Prompt
Give back every line exactly as it appears, pictures excluded.

Data excerpt
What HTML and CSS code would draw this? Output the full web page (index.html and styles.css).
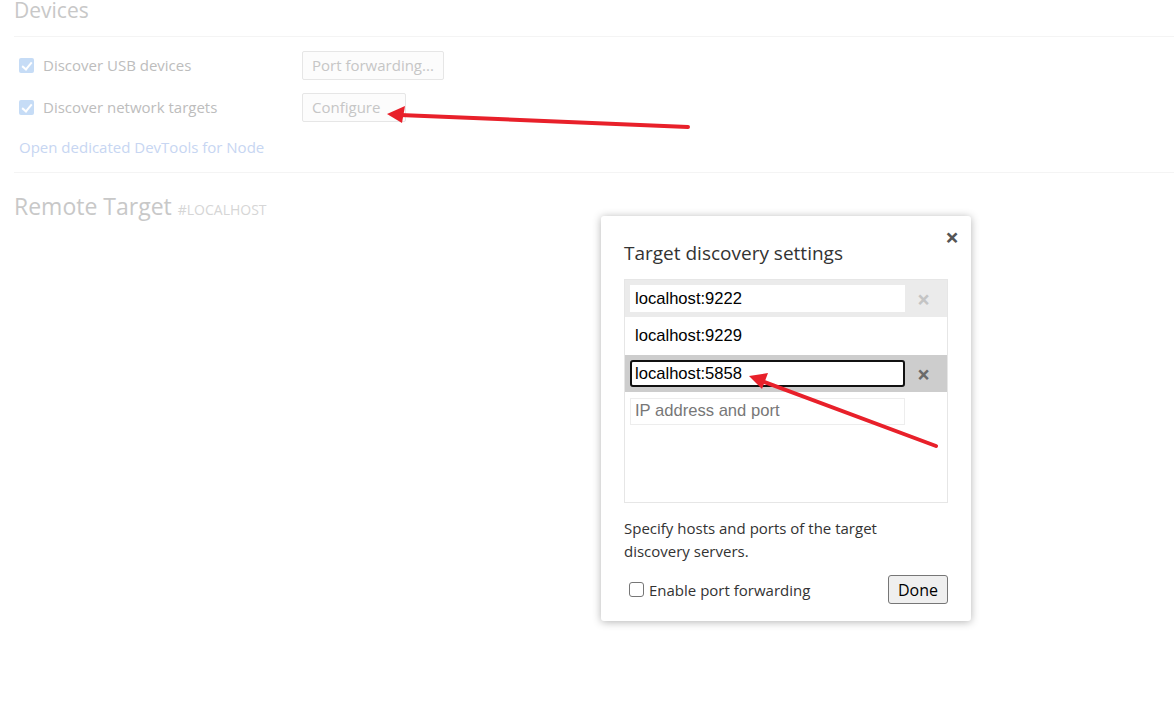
FILE: index.html
```html
<!DOCTYPE html>
<html lang="en">
<head>
<meta charset="UTF-8">
<title>Devices</title>
<link rel="stylesheet" href="styles.css">
</head>
<body>
<div class="page">
  <h1 class="title devices-title">Devices</h1>
  <div class="section">
    <div class="row">
      <label class="check-label"><span class="fake-check"></span>Discover USB devices</label>
      <button class="page-btn">Port forwarding...</button>
    </div>
    <div class="row">
      <label class="check-label"><span class="fake-check"></span>Discover network targets</label>
      <button class="page-btn configure">Configure</button>
    </div>
    <a class="node-link">Open dedicated DevTools for Node</a>
  </div>
  <h1 class="title remote-title">Remote Target <span class="host">#LOCALHOST</span></h1>
</div>

<!-- 대화상자 -->
<div class="dialog">
  <span class="dialog-close">&times;</span>
  <h2 class="dialog-title">Target discovery settings</h2>
  <div class="list">
    <div class="list-item hovered">
      <input class="item-input" type="text" value="localhost:9222">
      <span class="item-x">&times;</span>
    </div>
    <div class="list-item tall">
      <span class="item-text">localhost:9229</span>
    </div>
    <div class="list-item selected">
      <input class="item-input focused" type="text" value="localhost:5858">
      <span class="item-x dark">&times;</span>
    </div>
    <div class="list-item tall">
      <input class="item-input empty" type="text" placeholder="IP address and port">
    </div>
  </div>
  <p class="dialog-desc">Specify hosts and ports of the target discovery servers.</p>
  <div class="dialog-footer">
    <label class="fwd-label"><span class="box"></span>Enable port forwarding</label>
    <button class="done-btn">Done</button>
  </div>
</div>

<!-- 빨간 화살표 -->
<svg class="arrows" width="1174" height="701" viewBox="0 0 1174 701">
  <line x1="688" y1="127" x2="400" y2="115" stroke="#e8202a" stroke-width="4" stroke-linecap="round"/>
  <polygon points="387,114 405,106 402,123" fill="#e8202a"/>
  <line x1="936" y1="446" x2="762" y2="381" stroke="#e8202a" stroke-width="4" stroke-linecap="round"/>
  <polygon points="749,376 768,373 762,389" fill="#e8202a"/>
</svg>
</body>
</html>
```

FILE: styles.css
```css
html, body {
    margin: 0;
    padding: 0;
    background: #fff;
    font-family: "Open Sans", "Noto Sans", sans-serif;
    overflow: hidden;
}

.page {
    padding-left: 14px;
    width: 1160px;
}

/* 제목 */
.title {
    font-weight: normal;
    color: #c8c8c8;
    margin: 0;
    border-bottom: 1px solid #f4f4f4;
}

.devices-title {
    font-size: 21px;
    line-height: 26px;
    margin-top: -3px;
    padding-bottom: 13px;
}

.remote-title {
    font-size: 23px;
    line-height: 30px;
    padding-top: 18px;
    border-bottom: none;
}

.host {
    font-size: 14px;
    color: #d6d6d6;
}

.section {
    padding: 7px 0 0 5px;
    height: 136px;
    box-sizing: border-box;
    border-bottom: 1px solid #f4f4f4;
}

.row {
    display: flex;
    align-items: center;
    height: 42px;
}

.check-label {
    display: flex;
    align-items: center;
    width: 283px;
    font-size: 15px;
    color: #bdbdbd;
}

.fake-check {
    width: 15px;
    height: 15px;
    border-radius: 2px;
    background: #c6dcf6;
    margin-right: 9px;
    position: relative;
}

.fake-check::after {
    content: "";
    position: absolute;
    left: 5px;
    top: 2px;
    width: 4px;
    height: 8px;
    border: solid #fff;
    border-width: 0 2px 2px 0;
    transform: rotate(40deg);
}

.page-btn {
    font-family: inherit;
    font-size: 15px;
    color: #c6c6c6;
    background: #fcfcfc;
    border: 1px solid #e6e6e6;
    border-radius: 2px;
    height: 29px;
    padding: 0 9px;
}

.page-btn.configure {
    width: 104px;
    text-align: left;
}

.node-link {
    display: block;
    font-size: 15px;
    line-height: 20px;
    color: #c7d6f2;
    padding-top: 9px;
}

/* 대화상자 */
.dialog {
    position: absolute;
    left: 601px;
    top: 216px;
    width: 324px;
    padding: 22px 23px 17px 23px;
    background: #fff;
    border-radius: 3px;
    box-shadow: 0 1px 8px rgba(0, 0, 0, 0.3);
    font-family: "Open Sans", "Noto Sans", sans-serif;
    color: #333;
}

.dialog-close {
    position: absolute;
    right: 12px;
    top: 4px;
    font-size: 24px;
    font-weight: bold;
    color: #555;
}

.dialog-title {
    font-size: 19px;
    font-weight: normal;
    margin: 0 0 11px;
    line-height: 30px;
}

.list {
    border: 1px solid #e6e6e6;
    height: 222px;
}

.list-item {
    display: flex;
    align-items: center;
    height: 37px;
    padding: 0 5px;
}

.list-item.tall {
    height: 38px;
}

.list-item.hovered {
    background: #ebebeb;
}

.list-item.selected {
    background: #cdcdcd;
}

.item-input {
    width: 275px;
    height: 27px;
    box-sizing: border-box;
    border: 1px solid #fff;
    border-radius: 0;
    padding: 0 4px;
    font-family: "Liberation Sans", Arial, sans-serif;
    font-size: 16.6px;
    color: #000;
    background: #fff;
}

.item-input.focused {
    border: 2px solid #111;
    border-radius: 3px;
    padding: 0 3px;
}

.item-input.empty {
    border: 1px solid #ededed;
}

.item-input::placeholder {
    color: #777;
}

.item-text {
    font-family: "Liberation Sans", Arial, sans-serif;
    font-size: 16.6px;
    color: #000;
    padding-left: 5px;
}

.item-x {
    flex: 1;
    text-align: center;
    font-size: 23px;
    font-weight: bold;
    color: #c4c4c4;
}

.item-x.dark {
    color: #6a6a6a;
}

.dialog-desc {
    font-size: 15px;
    line-height: 23px;
    margin: 14px 0 12px;
    width: 290px;
}

.dialog-footer {
    display: flex;
    justify-content: space-between;
    align-items: center;
}

.fwd-label {
    display: flex;
    align-items: center;
    font-size: 15px;
    padding-left: 5px;
}

.box {
    width: 13px;
    height: 13px;
    border: 1px solid #767676;
    border-radius: 3px;
    margin-right: 5px;
}

.done-btn {
    font-family: inherit;
    font-size: 16px;
    color: #000;
    background: #efefef;
    border: 1px solid #767676;
    border-radius: 3px;
    width: 60px;
    height: 29px;
    padding: 0;
}

.arrows {
    position: absolute;
    left: 0;
    top: 0;
    pointer-events: none;
}
```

Written response
What HTML and CSS code would draw this? Output the full web page (index.html and styles.css).
FILE: index.html
```html
<!DOCTYPE html>
<html lang="en">
<head>
<meta charset="UTF-8">
<title>Devices</title>
<link rel="stylesheet" href="styles.css">
</head>
<body>
<div class="page">
  <h1 class="title devices-title">Devices</h1>
  <div class="section">
    <div class="row">
      <label class="check-label"><span class="fake-check"></span>Discover USB devices</label>
      <button class="page-btn">Port forwarding...</button>
    </div>
    <div class="row">
      <label class="check-label"><span class="fake-check"></span>Discover network targets</label>
      <button class="page-btn configure">Configure</button>
    </div>
    <a class="node-link">Open dedicated DevTools for Node</a>
  </div>
  <h1 class="title remote-title">Remote Target <span class="host">#LOCALHOST</span></h1>
</div>

<!-- 대화상자 -->
<div class="dialog">
  <span class="dialog-close">&times;</span>
  <h2 class="dialog-title">Target discovery settings</h2>
  <div class="list">
    <div class="list-item hovered">
      <input class="item-input" type="text" value="localhost:9222">
      <span class="item-x">&times;</span>
    </div>
    <div class="list-item tall">
      <span class="item-text">localhost:9229</span>
    </div>
    <div class="list-item selected">
      <input class="item-input focused" type="text" value="localhost:5858">
      <span class="item-x dark">&times;</span>
    </div>
    <div class="list-item tall">
      <input class="item-input empty" type="text" placeholder="IP address and port">
    </div>
  </div>
  <p class="dialog-desc">Specify hosts and ports of the target discovery servers.</p>
  <div class="dialog-footer">
    <label class="fwd-label"><span class="box"></span>Enable port forwarding</label>
    <button class="done-btn">Done</button>
  </div>
</div>

<!-- 빨간 화살표 -->
<svg class="arrows" width="1174" height="701" viewBox="0 0 1174 701">
  <line x1="688" y1="127" x2="400" y2="115" stroke="#e8202a" stroke-width="4" stroke-linecap="round"/>
  <polygon points="387,114 405,106 402,123" fill="#e8202a"/>
  <line x1="936" y1="446" x2="762" y2="381" stroke="#e8202a" stroke-width="4" stroke-linecap="round"/>
  <polygon points="749,376 768,373 762,389" fill="#e8202a"/>
</svg>
</body>
</html>
```

FILE: styles.css
```css
html, body {
    margin: 0;
    padding: 0;
    background: #fff;
    font-family: "Open Sans", "Noto Sans", sans-serif;
    overflow: hidden;
}

.page {
    padding-left: 14px;
    width: 1160px;
}

/* 제목 */
.title {
    font-weight: normal;
    color: #c8c8c8;
    margin: 0;
    border-bottom: 1px solid #f4f4f4;
}

.devices-title {
    font-size: 21px;
    line-height: 26px;
    margin-top: -3px;
    padding-bottom: 13px;
}

.remote-title {
    font-size: 23px;
    line-height: 30px;
    padding-top: 18px;
    border-bottom: none;
}

.host {
    font-size: 14px;
    color: #d6d6d6;
}

.section {
    padding: 7px 0 0 5px;
    height: 136px;
    box-sizing: border-box;
    border-bottom: 1px solid #f4f4f4;
}

.row {
    display: flex;
    align-items: center;
    height: 42px;
}

.check-label {
    display: flex;
    align-items: center;
    width: 283px;
    font-size: 15px;
    color: #bdbdbd;
}

.fake-check {
    width: 15px;
    height: 15px;
    border-radius: 2px;
    background: #c6dcf6;
    margin-right: 9px;
    position: relative;
}

.fake-check::after {
    content: "";
    position: absolute;
    left: 5px;
    top: 2px;
    width: 4px;
    height: 8px;
    border: solid #fff;
    border-width: 0 2px 2px 0;
    transform: rotate(40deg);
}

.page-btn {
    font-family: inherit;
    font-size: 15px;
    color: #c6c6c6;
    background: #fcfcfc;
    border: 1px solid #e6e6e6;
    border-radius: 2px;
    height: 29px;
    padding: 0 9px;
}

.page-btn.configure {
    width: 104px;
    text-align: left;
}

.node-link {
    display: block;
    font-size: 15px;
    line-height: 20px;
    color: #c7d6f2;
    padding-top: 9px;
}

/* 대화상자 */
.dialog {
    position: absolute;
    left: 601px;
    top: 216px;
    width: 324px;
    padding: 22px 23px 17px 23px;
    background: #fff;
    border-radius: 3px;
    box-shadow: 0 1px 8px rgba(0, 0, 0, 0.3);
    font-family: "Open Sans", "Noto Sans", sans-serif;
    color: #333;
}

.dialog-close {
    position: absolute;
    right: 12px;
    top: 4px;
    font-size: 24px;
    font-weight: bold;
    color: #555;
}

.dialog-title {
    font-size: 19px;
    font-weight: normal;
    margin: 0 0 11px;
    line-height: 30px;
}

.list {
    border: 1px solid #e6e6e6;
    height: 222px;
}

.list-item {
    display: flex;
    align-items: center;
    height: 37px;
    padding: 0 5px;
}

.list-item.tall {
    height: 38px;
}

.list-item.hovered {
    background: #ebebeb;
}

.list-item.selected {
    background: #cdcdcd;
}

.item-input {
    width: 275px;
    height: 27px;
    box-sizing: border-box;
    border: 1px solid #fff;
    border-radius: 0;
    padding: 0 4px;
    font-family: "Liberation Sans", Arial, sans-serif;
    font-size: 16.6px;
    color: #000;
    background: #fff;
}

.item-input.focused {
    border: 2px solid #111;
    border-radius: 3px;
    padding: 0 3px;
}

.item-input.empty {
    border: 1px solid #ededed;
}

.item-input::placeholder {
    color: #777;
}

.item-text {
    font-family: "Liberation Sans", Arial, sans-serif;
    font-size: 16.6px;
    color: #000;
    padding-left: 5px;
}

.item-x {
    flex: 1;
    text-align: center;
    font-size: 23px;
    font-weight: bold;
    color: #c4c4c4;
}

.item-x.dark {
    color: #6a6a6a;
}

.dialog-desc {
    font-size: 15px;
    line-height: 23px;
    margin: 14px 0 12px;
    width: 290px;
}

.dialog-footer {
    display: flex;
    justify-content: space-between;
    align-items: center;
}

.fwd-label {
    display: flex;
    align-items: center;
    font-size: 15px;
    padding-left: 5px;
}

.box {
    width: 13px;
    height: 13px;
    border: 1px solid #767676;
    border-radius: 3px;
    margin-right: 5px;
}

.done-btn {
    font-family: inherit;
    font-size: 16px;
    color: #000;
    background: #efefef;
    border: 1px solid #767676;
    border-radius: 3px;
    width: 60px;
    height: 29px;
    padding: 0;
}

.arrows {
    position: absolute;
    left: 0;
    top: 0;
    pointer-events: none;
}
```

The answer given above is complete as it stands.